* Work to complete
Quote every line of the data below as it stands, omitting pictures.

* Entries supplied
-- -- --

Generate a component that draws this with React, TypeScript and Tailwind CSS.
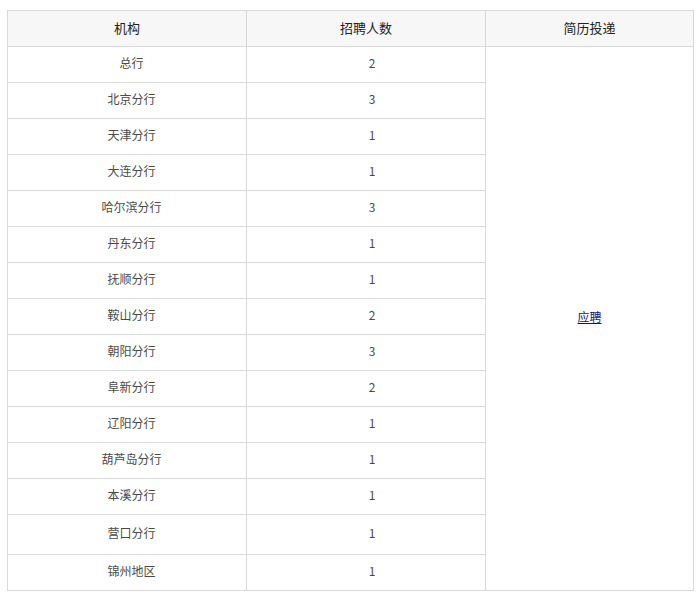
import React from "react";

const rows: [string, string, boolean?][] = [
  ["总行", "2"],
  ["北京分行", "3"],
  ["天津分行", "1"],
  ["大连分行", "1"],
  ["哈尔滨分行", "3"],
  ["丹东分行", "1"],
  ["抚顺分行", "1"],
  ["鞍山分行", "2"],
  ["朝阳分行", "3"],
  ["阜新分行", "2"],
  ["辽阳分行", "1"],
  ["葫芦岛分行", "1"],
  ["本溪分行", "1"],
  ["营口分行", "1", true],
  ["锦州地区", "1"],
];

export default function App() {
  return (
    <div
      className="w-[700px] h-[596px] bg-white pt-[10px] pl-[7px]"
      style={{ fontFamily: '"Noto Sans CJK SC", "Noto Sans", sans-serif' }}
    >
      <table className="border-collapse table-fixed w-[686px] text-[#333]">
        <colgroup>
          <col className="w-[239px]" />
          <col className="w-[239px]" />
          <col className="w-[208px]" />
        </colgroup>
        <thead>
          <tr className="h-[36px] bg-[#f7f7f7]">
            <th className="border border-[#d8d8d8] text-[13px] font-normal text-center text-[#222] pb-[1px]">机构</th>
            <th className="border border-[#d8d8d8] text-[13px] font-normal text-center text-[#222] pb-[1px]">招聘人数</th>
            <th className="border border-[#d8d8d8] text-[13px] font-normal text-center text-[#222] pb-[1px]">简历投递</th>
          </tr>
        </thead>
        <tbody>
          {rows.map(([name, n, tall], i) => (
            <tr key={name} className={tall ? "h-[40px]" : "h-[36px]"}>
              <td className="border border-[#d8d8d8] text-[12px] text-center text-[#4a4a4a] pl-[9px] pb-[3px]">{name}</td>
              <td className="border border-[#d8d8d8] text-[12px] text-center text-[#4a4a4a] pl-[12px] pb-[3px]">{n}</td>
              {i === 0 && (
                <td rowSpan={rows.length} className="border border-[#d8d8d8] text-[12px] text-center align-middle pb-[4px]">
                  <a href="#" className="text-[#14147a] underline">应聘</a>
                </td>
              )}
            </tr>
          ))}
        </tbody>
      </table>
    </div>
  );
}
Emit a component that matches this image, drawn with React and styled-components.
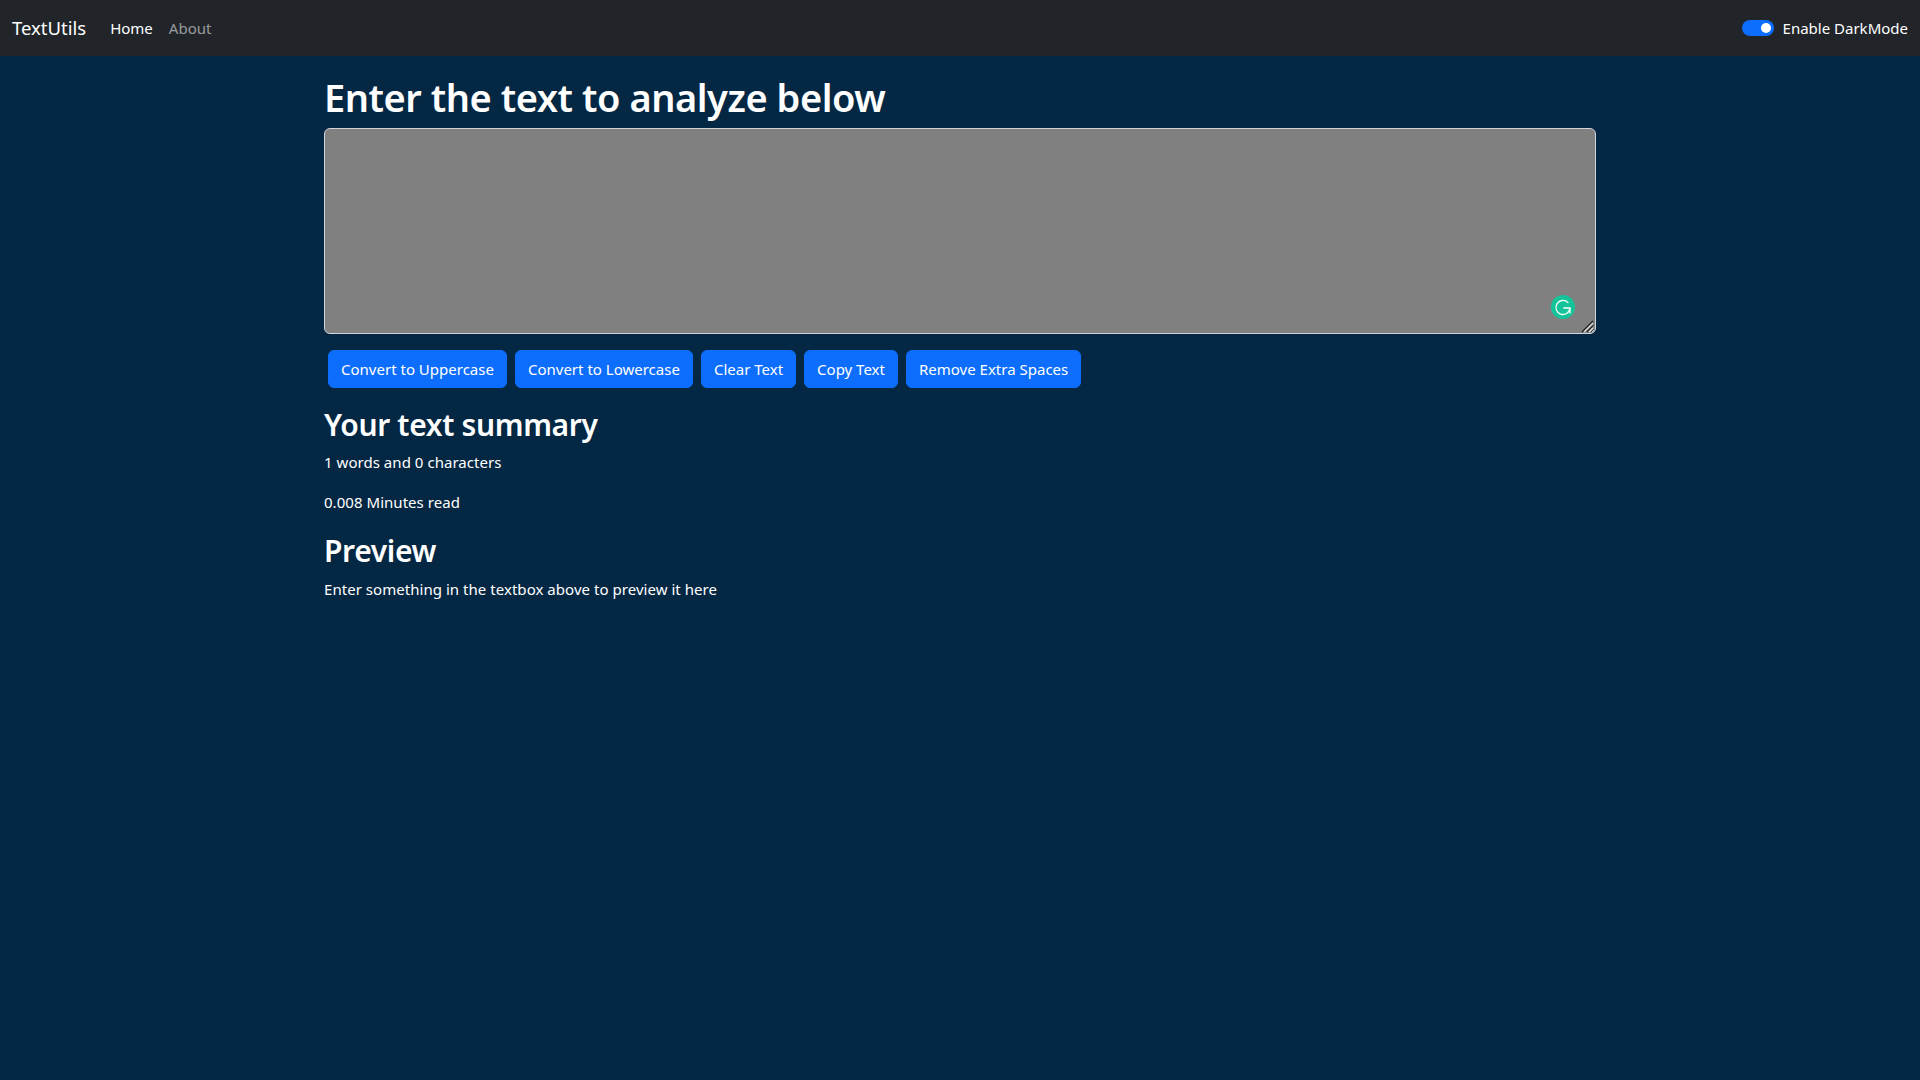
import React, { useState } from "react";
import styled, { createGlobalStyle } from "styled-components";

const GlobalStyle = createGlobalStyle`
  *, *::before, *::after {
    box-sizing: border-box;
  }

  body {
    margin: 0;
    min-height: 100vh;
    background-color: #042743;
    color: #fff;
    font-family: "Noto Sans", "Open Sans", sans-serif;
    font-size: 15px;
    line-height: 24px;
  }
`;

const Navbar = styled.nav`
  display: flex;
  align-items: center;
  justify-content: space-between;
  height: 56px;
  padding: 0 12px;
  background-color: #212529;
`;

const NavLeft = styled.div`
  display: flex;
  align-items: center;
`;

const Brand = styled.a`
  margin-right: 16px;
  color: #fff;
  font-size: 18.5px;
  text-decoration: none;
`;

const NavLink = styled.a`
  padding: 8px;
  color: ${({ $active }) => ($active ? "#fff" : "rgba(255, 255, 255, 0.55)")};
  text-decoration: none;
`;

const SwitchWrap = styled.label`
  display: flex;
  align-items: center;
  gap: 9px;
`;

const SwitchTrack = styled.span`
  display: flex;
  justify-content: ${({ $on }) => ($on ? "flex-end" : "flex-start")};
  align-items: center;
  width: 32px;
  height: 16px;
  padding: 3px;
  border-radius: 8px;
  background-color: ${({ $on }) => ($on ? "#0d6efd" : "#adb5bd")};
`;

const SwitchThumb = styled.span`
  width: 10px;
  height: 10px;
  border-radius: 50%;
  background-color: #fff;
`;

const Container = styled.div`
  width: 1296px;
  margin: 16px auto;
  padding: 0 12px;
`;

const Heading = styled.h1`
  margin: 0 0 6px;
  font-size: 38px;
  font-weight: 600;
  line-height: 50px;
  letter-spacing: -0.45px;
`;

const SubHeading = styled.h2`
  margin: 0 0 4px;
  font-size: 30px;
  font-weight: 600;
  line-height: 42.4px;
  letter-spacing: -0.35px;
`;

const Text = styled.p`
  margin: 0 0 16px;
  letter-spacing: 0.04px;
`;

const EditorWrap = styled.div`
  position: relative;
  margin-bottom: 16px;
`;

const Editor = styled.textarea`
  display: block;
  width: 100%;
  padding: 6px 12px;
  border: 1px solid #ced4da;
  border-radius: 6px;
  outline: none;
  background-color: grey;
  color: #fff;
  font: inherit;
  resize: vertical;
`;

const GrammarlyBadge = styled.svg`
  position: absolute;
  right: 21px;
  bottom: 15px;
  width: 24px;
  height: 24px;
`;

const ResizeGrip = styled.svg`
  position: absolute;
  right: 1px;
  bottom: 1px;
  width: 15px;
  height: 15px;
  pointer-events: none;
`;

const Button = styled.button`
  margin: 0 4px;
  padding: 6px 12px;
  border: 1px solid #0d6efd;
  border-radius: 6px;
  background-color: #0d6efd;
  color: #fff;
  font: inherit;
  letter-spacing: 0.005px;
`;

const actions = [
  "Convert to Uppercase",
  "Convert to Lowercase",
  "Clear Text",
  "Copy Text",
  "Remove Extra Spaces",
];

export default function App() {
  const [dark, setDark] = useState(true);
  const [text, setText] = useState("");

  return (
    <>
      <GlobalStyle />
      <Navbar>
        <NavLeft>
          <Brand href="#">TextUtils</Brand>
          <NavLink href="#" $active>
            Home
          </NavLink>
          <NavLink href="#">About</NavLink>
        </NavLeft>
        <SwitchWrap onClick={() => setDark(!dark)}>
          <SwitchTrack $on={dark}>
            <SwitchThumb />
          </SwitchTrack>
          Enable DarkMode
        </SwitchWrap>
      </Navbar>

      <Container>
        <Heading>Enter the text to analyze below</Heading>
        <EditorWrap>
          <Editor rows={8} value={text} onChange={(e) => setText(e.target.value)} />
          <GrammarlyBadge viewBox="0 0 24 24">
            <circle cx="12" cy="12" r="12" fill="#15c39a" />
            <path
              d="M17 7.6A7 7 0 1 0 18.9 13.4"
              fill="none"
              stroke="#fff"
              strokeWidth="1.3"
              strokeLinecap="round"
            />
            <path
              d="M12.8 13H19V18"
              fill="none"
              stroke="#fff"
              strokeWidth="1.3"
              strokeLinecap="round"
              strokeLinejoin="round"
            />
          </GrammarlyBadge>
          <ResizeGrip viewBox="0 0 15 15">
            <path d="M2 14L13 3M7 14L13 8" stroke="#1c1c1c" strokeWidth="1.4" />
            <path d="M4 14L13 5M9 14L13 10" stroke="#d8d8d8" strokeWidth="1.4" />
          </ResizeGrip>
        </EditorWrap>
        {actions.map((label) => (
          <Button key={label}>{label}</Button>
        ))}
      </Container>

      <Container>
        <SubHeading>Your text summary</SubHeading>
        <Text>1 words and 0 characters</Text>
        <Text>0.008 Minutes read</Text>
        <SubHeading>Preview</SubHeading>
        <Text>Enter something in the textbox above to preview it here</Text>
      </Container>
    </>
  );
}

-- -- --

* Written answer
Generate a component that draws this with React, TypeScript and Tailwind CSS.
import React from "react";

const rows: [string, string, boolean?][] = [
  ["总行", "2"],
  ["北京分行", "3"],
  ["天津分行", "1"],
  ["大连分行", "1"],
  ["哈尔滨分行", "3"],
  ["丹东分行", "1"],
  ["抚顺分行", "1"],
  ["鞍山分行", "2"],
  ["朝阳分行", "3"],
  ["阜新分行", "2"],
  ["辽阳分行", "1"],
  ["葫芦岛分行", "1"],
  ["本溪分行", "1"],
  ["营口分行", "1", true],
  ["锦州地区", "1"],
];

export default function App() {
  return (
    <div
      className="w-[700px] h-[596px] bg-white pt-[10px] pl-[7px]"
      style={{ fontFamily: '"Noto Sans CJK SC", "Noto Sans", sans-serif' }}
    >
      <table className="border-collapse table-fixed w-[686px] text-[#333]">
        <colgroup>
          <col className="w-[239px]" />
          <col className="w-[239px]" />
          <col className="w-[208px]" />
        </colgroup>
        <thead>
          <tr className="h-[36px] bg-[#f7f7f7]">
            <th className="border border-[#d8d8d8] text-[13px] font-normal text-center text-[#222] pb-[1px]">机构</th>
            <th className="border border-[#d8d8d8] text-[13px] font-normal text-center text-[#222] pb-[1px]">招聘人数</th>
            <th className="border border-[#d8d8d8] text-[13px] font-normal text-center text-[#222] pb-[1px]">简历投递</th>
          </tr>
        </thead>
        <tbody>
          {rows.map(([name, n, tall], i) => (
            <tr key={name} className={tall ? "h-[40px]" : "h-[36px]"}>
              <td className="border border-[#d8d8d8] text-[12px] text-center text-[#4a4a4a] pl-[9px] pb-[3px]">{name}</td>
              <td className="border border-[#d8d8d8] text-[12px] text-center text-[#4a4a4a] pl-[12px] pb-[3px]">{n}</td>
              {i === 0 && (
                <td rowSpan={rows.length} className="border border-[#d8d8d8] text-[12px] text-center align-middle pb-[4px]">
                  <a href="#" className="text-[#14147a] underline">应聘</a>
                </td>
              )}
            </tr>
          ))}
        </tbody>
      </table>
    </div>
  );
}
Emit a component that matches this image, drawn with React and styled-components.
import React, { useState } from "react";
import styled, { createGlobalStyle } from "styled-components";

const GlobalStyle = createGlobalStyle`
  *, *::before, *::after {
    box-sizing: border-box;
  }

  body {
    margin: 0;
    min-height: 100vh;
    background-color: #042743;
    color: #fff;
    font-family: "Noto Sans", "Open Sans", sans-serif;
    font-size: 15px;
    line-height: 24px;
  }
`;

const Navbar = styled.nav`
  display: flex;
  align-items: center;
  justify-content: space-between;
  height: 56px;
  padding: 0 12px;
  background-color: #212529;
`;

const NavLeft = styled.div`
  display: flex;
  align-items: center;
`;

const Brand = styled.a`
  margin-right: 16px;
  color: #fff;
  font-size: 18.5px;
  text-decoration: none;
`;

const NavLink = styled.a`
  padding: 8px;
  color: ${({ $active }) => ($active ? "#fff" : "rgba(255, 255, 255, 0.55)")};
  text-decoration: none;
`;

const SwitchWrap = styled.label`
  display: flex;
  align-items: center;
  gap: 9px;
`;

const SwitchTrack = styled.span`
  display: flex;
  justify-content: ${({ $on }) => ($on ? "flex-end" : "flex-start")};
  align-items: center;
  width: 32px;
  height: 16px;
  padding: 3px;
  border-radius: 8px;
  background-color: ${({ $on }) => ($on ? "#0d6efd" : "#adb5bd")};
`;

const SwitchThumb = styled.span`
  width: 10px;
  height: 10px;
  border-radius: 50%;
  background-color: #fff;
`;

const Container = styled.div`
  width: 1296px;
  margin: 16px auto;
  padding: 0 12px;
`;

const Heading = styled.h1`
  margin: 0 0 6px;
  font-size: 38px;
  font-weight: 600;
  line-height: 50px;
  letter-spacing: -0.45px;
`;

const SubHeading = styled.h2`
  margin: 0 0 4px;
  font-size: 30px;
  font-weight: 600;
  line-height: 42.4px;
  letter-spacing: -0.35px;
`;

const Text = styled.p`
  margin: 0 0 16px;
  letter-spacing: 0.04px;
`;

const EditorWrap = styled.div`
  position: relative;
  margin-bottom: 16px;
`;

const Editor = styled.textarea`
  display: block;
  width: 100%;
  padding: 6px 12px;
  border: 1px solid #ced4da;
  border-radius: 6px;
  outline: none;
  background-color: grey;
  color: #fff;
  font: inherit;
  resize: vertical;
`;

const GrammarlyBadge = styled.svg`
  position: absolute;
  right: 21px;
  bottom: 15px;
  width: 24px;
  height: 24px;
`;

const ResizeGrip = styled.svg`
  position: absolute;
  right: 1px;
  bottom: 1px;
  width: 15px;
  height: 15px;
  pointer-events: none;
`;

const Button = styled.button`
  margin: 0 4px;
  padding: 6px 12px;
  border: 1px solid #0d6efd;
  border-radius: 6px;
  background-color: #0d6efd;
  color: #fff;
  font: inherit;
  letter-spacing: 0.005px;
`;

const actions = [
  "Convert to Uppercase",
  "Convert to Lowercase",
  "Clear Text",
  "Copy Text",
  "Remove Extra Spaces",
];

export default function App() {
  const [dark, setDark] = useState(true);
  const [text, setText] = useState("");

  return (
    <>
      <GlobalStyle />
      <Navbar>
        <NavLeft>
          <Brand href="#">TextUtils</Brand>
          <NavLink href="#" $active>
            Home
          </NavLink>
          <NavLink href="#">About</NavLink>
        </NavLeft>
        <SwitchWrap onClick={() => setDark(!dark)}>
          <SwitchTrack $on={dark}>
            <SwitchThumb />
          </SwitchTrack>
          Enable DarkMode
        </SwitchWrap>
      </Navbar>

      <Container>
        <Heading>Enter the text to analyze below</Heading>
        <EditorWrap>
          <Editor rows={8} value={text} onChange={(e) => setText(e.target.value)} />
          <GrammarlyBadge viewBox="0 0 24 24">
            <circle cx="12" cy="12" r="12" fill="#15c39a" />
            <path
              d="M17 7.6A7 7 0 1 0 18.9 13.4"
              fill="none"
              stroke="#fff"
              strokeWidth="1.3"
              strokeLinecap="round"
            />
            <path
              d="M12.8 13H19V18"
              fill="none"
              stroke="#fff"
              strokeWidth="1.3"
              strokeLinecap="round"
              strokeLinejoin="round"
            />
          </GrammarlyBadge>
          <ResizeGrip viewBox="0 0 15 15">
            <path d="M2 14L13 3M7 14L13 8" stroke="#1c1c1c" strokeWidth="1.4" />
            <path d="M4 14L13 5M9 14L13 10" stroke="#d8d8d8" strokeWidth="1.4" />
          </ResizeGrip>
        </EditorWrap>
        {actions.map((label) => (
          <Button key={label}>{label}</Button>
        ))}
      </Container>

      <Container>
        <SubHeading>Your text summary</SubHeading>
        <Text>1 words and 0 characters</Text>
        <Text>0.008 Minutes read</Text>
        <SubHeading>Preview</SubHeading>
        <Text>Enter something in the textbox above to preview it here</Text>
      </Container>
    </>
  );
}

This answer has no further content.